A short while ago, I, SheepleNumber1, wrote a moving and insightful report on the CONSERVATIVE virtues of Toronto Mayor Rob Ford. I PONTIFICATED that Toronto had many years of CONSERVATIVE leadership to look forward to under Ford.
I was wrong.
Today with a heavy heart, I must report that Toronto Mayor ROB FORD has ended his bid for reelection as Mayor of Toronto. Ford was recently diagnosed with an abdominal tumor…
From the L.A. (Lib-Anus) Times...
“Just days after he was hospitalized with a tumor near his abdomen, Toronto Mayor Rob Ford announced on Friday that he is dropping out of the city’s mayoral election…”
Despite my initial assumptions, this report, unfortunately, is not PROGRESSIVE HATE-SPEW or MAINSTREAM MEDIA LIB-SPIN.
It is fact. So let me be the first (I’m assuming I’m first since I haven’t read about any others (because I don’t read)) to wish MAYOR FORD a speedy recovery to full health so he can return to doing what he does best: making us all smile.
But the news is not all bad. Ford is apparently well enough to still run for office as the conclusion of the previously started quote indicates…
“…and will run instead for the city’s Ward 2 councillor seat.”
Yes, freedom-haters, rumors of Mayor Rob Ford’s demise are greatly exaggerated.
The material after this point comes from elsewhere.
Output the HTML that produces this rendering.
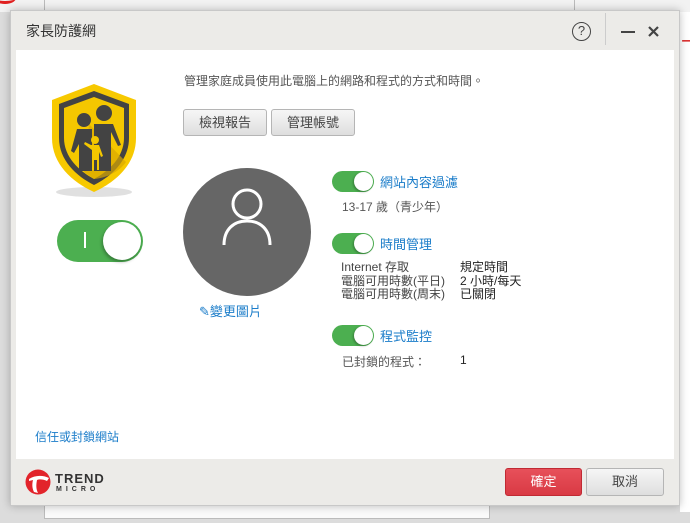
<!DOCTYPE html>
<html><head><meta charset="utf-8"><style>
*{margin:0;padding:0;box-sizing:border-box}
body{width:690px;height:523px;overflow:hidden;background:#dcdcdc;position:relative;font-family:"Liberation Sans","Noto Sans CJK TC",sans-serif;font-size:12px;color:#444}
.a{position:absolute}
.dlg{left:10px;top:10px;width:670px;height:496px;background:#ecebe8;border:1px solid #c8c8c8;box-shadow:0 0 8px rgba(0,0,0,.25)}
.btn{position:absolute;height:27px;border:1px solid #b5b5b5;border-radius:3px;background:linear-gradient(#f6f6f6,#dedede);font-size:13px;color:#444;text-align:center;line-height:25px}
.tg{position:absolute;width:42px;height:21px;border-radius:11px;background:#4caf50}
.tg:after{content:"";position:absolute;right:1px;top:1px;width:19px;height:19px;border-radius:50%;background:#fff;box-shadow:-1px 1px 2px rgba(0,0,0,.3)}
.lk{color:#1a7cc9;font-size:13px}
</style></head><body>
<div class="a" style="left:0;top:0;width:690px;height:12px;background:#f2f2f2"></div>
<div class="a" style="left:44px;top:0;width:1px;height:12px;background:#bbb"></div>
<div class="a" style="left:574px;top:0;width:1px;height:12px;background:#bbb"></div>
<div class="a" style="left:-6px;top:-8px;width:22px;height:12px;border-radius:50%;border-bottom:3px solid #e02020"></div>
<div class="a" style="left:680px;top:12px;width:10px;height:500px;background:#fff"></div>
<div class="a" style="left:681px;top:22px;color:#d33;font-size:22px;line-height:24px">上</div>
<div class="a" style="left:44px;top:505px;width:446px;height:14px;background:#fafafa;border:1px solid #bbb"></div>
<div class="a dlg"></div>
<div class="a" style="left:26px;top:21px;font-size:14px;color:#333">家長防護網</div>
<div class="a" style="left:572px;top:22px;width:19px;height:19px;border:1.5px solid #444;border-radius:50%;text-align:center;font-size:13px;line-height:16px;color:#444">?</div>
<div class="a" style="left:605px;top:13px;width:1px;height:32px;background:#ccc"></div>
<div class="a" style="left:621px;top:31px;width:14px;height:2px;background:#444"></div>
<svg class="a" style="left:648px;top:26px" width="11" height="11"><path d="M1 1L10 10M10 1L1 10" stroke="#444" stroke-width="2.2"/></svg>
<div class="a" style="left:16px;top:50px;width:658px;height:409px;background:#fff"></div>
<svg class="a" style="left:44px;top:82px" width="100" height="118" viewBox="0 0 100 118">
<ellipse cx="50" cy="110" rx="38" ry="5" fill="#000" opacity=".12"/>
<path d="M50 2 L92 18 V56 C92 82 72 100 50 110 C28 100 8 82 8 56 V18 Z" fill="#f7c900"/>
<path d="M50 9 L85 22 V56 C85 78 68 94 50 103 C32 94 15 78 15 56 V22 Z" fill="#434343"/>
<path d="M50 15 L80 26 V56 C80 75 65 89 50 97 C35 89 20 75 20 56 V26 Z" fill="#f4c700"/>
<path d="M45 42 L82 80 C75 90 62 96 50 97 L40 90 Z" fill="#d9a800" opacity=".7"/>
<circle cx="60" cy="31" r="8" fill="#434343"/>
<circle cx="40" cy="38" r="7" fill="#434343"/>
<path d="M50 42 H69 L77 63 L74 64 L67 50 V89 H50 Z" fill="#434343"/>
<path d="M33 47 H48 V89 H35 V62 L30 71 L27 69 Z" fill="#434343"/>
<circle cx="51" cy="58" r="4" fill="#f4c700"/>
<path d="M47 63 H55 L59 74 L57 75 L55 70 V88 H53 V78 H50 V88 H48 V68 L40 62 L41 60 Z" fill="#f4c700"/>
</svg>
<div class="a" style="left:57px;top:220px;width:86px;height:42px;border-radius:21px;background:#4caf50"></div>
<div class="a" style="left:84px;top:232px;width:2px;height:16px;background:#fff"></div>
<div class="a" style="left:103px;top:222px;width:38px;height:38px;border-radius:50%;background:#fff;box-shadow:-1px 2px 3px rgba(0,0,0,.3)"></div>
<div class="a" style="left:184px;top:72px;color:#555">管理家庭成員使用此電腦上的網路和程式的方式和時間。</div>
<div class="btn" style="left:183px;top:109px;width:84px">檢視報告</div>
<div class="btn" style="left:271px;top:109px;width:84px">管理帳號</div>
<div class="a" style="left:183px;top:168px;width:128px;height:128px;border-radius:50%;background:#666"></div>
<svg class="a" style="left:219px;top:187px" width="56" height="60" viewBox="0 0 56 60"><circle cx="28" cy="17" r="14" fill="none" stroke="#fff" stroke-width="3"/><path d="M5 58 C5 42 15 34 28 34 C41 34 51 42 51 58" fill="none" stroke="#fff" stroke-width="3"/></svg>
<div class="a lk" style="left:199px;top:301px">✎變更圖片</div>
<div class="tg" style="left:332px;top:171px"></div>
<div class="a lk" style="left:380px;top:172px">網站內容過濾</div>
<div class="a" style="left:342px;top:198px;color:#555">13-17 歲（青少年）</div>
<div class="tg" style="left:332px;top:233px"></div>
<div class="a lk" style="left:380px;top:234px">時間管理</div>
<div class="a" style="left:341px;top:261px;line-height:13.5px;color:#444">Internet 存取<br>電腦可用時數(平日)<br>電腦可用時數(周末)</div>
<div class="a" style="left:460px;top:261px;line-height:13.5px;color:#222">規定時間<br>2 小時/每天<br>已關閉</div>
<div class="tg" style="left:332px;top:325px"></div>
<div class="a lk" style="left:380px;top:326px">程式監控</div>
<div class="a" style="left:342px;top:353px;color:#555">已封鎖的程式：</div>
<div class="a" style="left:460px;top:353px;color:#222">1</div>
<div class="a lk" style="left:35px;top:428px;font-size:12px">信任或封鎖網站</div>
<svg class="a" style="left:25px;top:469px" width="26" height="26" viewBox="0 0 26 26"><circle cx="13" cy="13" r="12.5" fill="#e2242b"/><path d="M4 10 C10 6 18 6 24 9 L22 12 C18 10 14 10 12 11 C11 16 11 20 13 24 L9 23 C7 19 7 15 8 11 L4 12 Z" fill="#fff"/></svg>
<div class="a" style="left:55px;top:472px;font-size:13px;font-weight:bold;color:#333;letter-spacing:1px;line-height:13px">TREND</div>
<div class="a" style="left:56px;top:486px;font-size:7px;font-weight:bold;color:#333;letter-spacing:4px">MICRO</div>
<div class="btn" style="left:505px;top:468px;width:77px;height:28px;background:linear-gradient(#e7505a,#d93a44);border-color:#c02a33;color:#fff;line-height:26px">確定</div>
<div class="btn" style="left:586px;top:468px;width:78px;height:28px;line-height:26px">取消</div>
</body></html>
He will still be running for office.
Which means we still have a high probability of more CLASSIC MAYOR FORD moments.
But just in case Mayor Ford is out of the spotlight for a while, please enjoy this compilation: THE MANY FACES OF ROB FORD.
“I AM like the Vince Lombardi of crack smoking…”
“Yup, I think I might be too high.”
“I am ROB FORD, Guardian of the Galaxy!!! Fear my wra– Ooh, are those fish sticks?!”
Do you know what dog food tastes like? Do ya? It tastes just like it smells… DELICIOUS.”
“Oh man… Shouldn’t have eaten those space fish sticks.”
“…or that PopEyes chicken…”
“Man, this is a very average Wednesday.”
“Still the king… B****es.”
“Look, I’m Justin Bieber!”
“So what?! So let’s dance!!!”
Farewell, for now, Mayor Ford. Get well soon!!!